Esses desafios e missões demandarão, portanto, instituições educacionais consolidadas e competitivas, nacional e internacionalmente, fazendo intenso uso de metodologias educacionais próprias capazes de contribuir com educar pessoas em um mundo onde as habilidades associadas com inovação e a utilização de tecnologias digitais são cada vez mais determinantes. Aprender a fazer uso da escala, como elemento propulsor da qualidade, é elemento imprescindível e que somente a prática em nível abrangente pode ensinar.
 
Em suma, temos a real oportunidade de no setor da educação superior estimularmos organizações cujas abrangências e dimensões sejam adequadas às modalidades, metodologias e tecnologias contemporâneas. O país necessita de instituições educacionais que, pela adoção do que existe de mais moderno e eficiente, saibam explorar suas ramificações espaciais como elementos imprescindíveis para a oferta de ensino de qualidade e acessível a todas as classes sociais, e que tornem o Brasil competitivo no cenário global no setor mais estratégico da contemporaneidade, ou seja, na produção e difusão de conteúdos digitais educacionais.
 
Referências:
 
MOTA, R. e CHAVES H. Universidade Aberta no Brasil e perspectivas da educação a distância no Brasil.
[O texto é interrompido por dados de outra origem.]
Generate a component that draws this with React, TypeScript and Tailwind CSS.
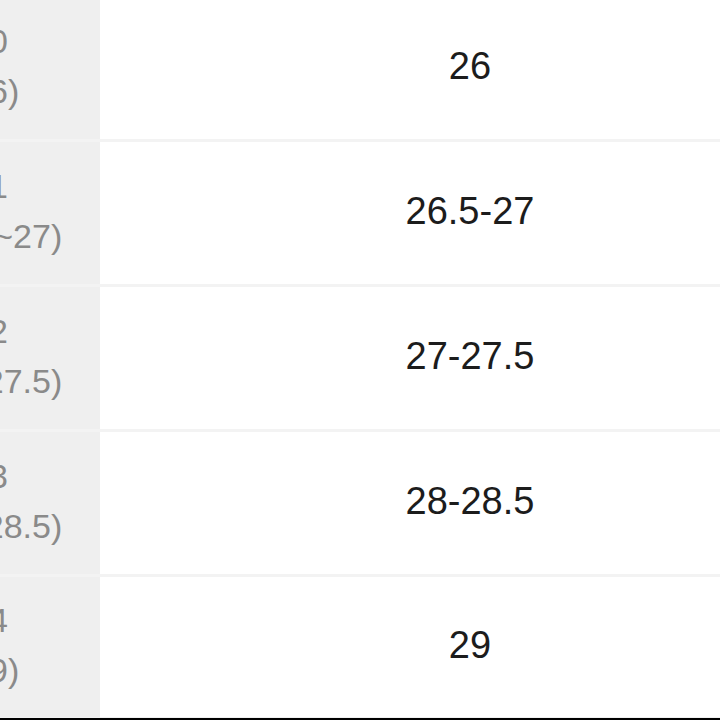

In: SILVA, M. (Org.). Educação On-Line. São Paulo: Edições Loyola, 2006. P. 459-74.
 
MOTA, R. A Universidade Aberta do Brasil. In LITTO F., FORMIGA, M. (Orgs.). Educação a Distância: o estado da arte. São Paulo: Pearson Prentice Hall, 2008, p. 297-303.
 
MOTA, R. E OLIVEIRA, J.F.G. Combining innovation and sustainability: an educational paradigm for human development on Earth. Brazilian Journal of Science and Technology, 2014, 1:2.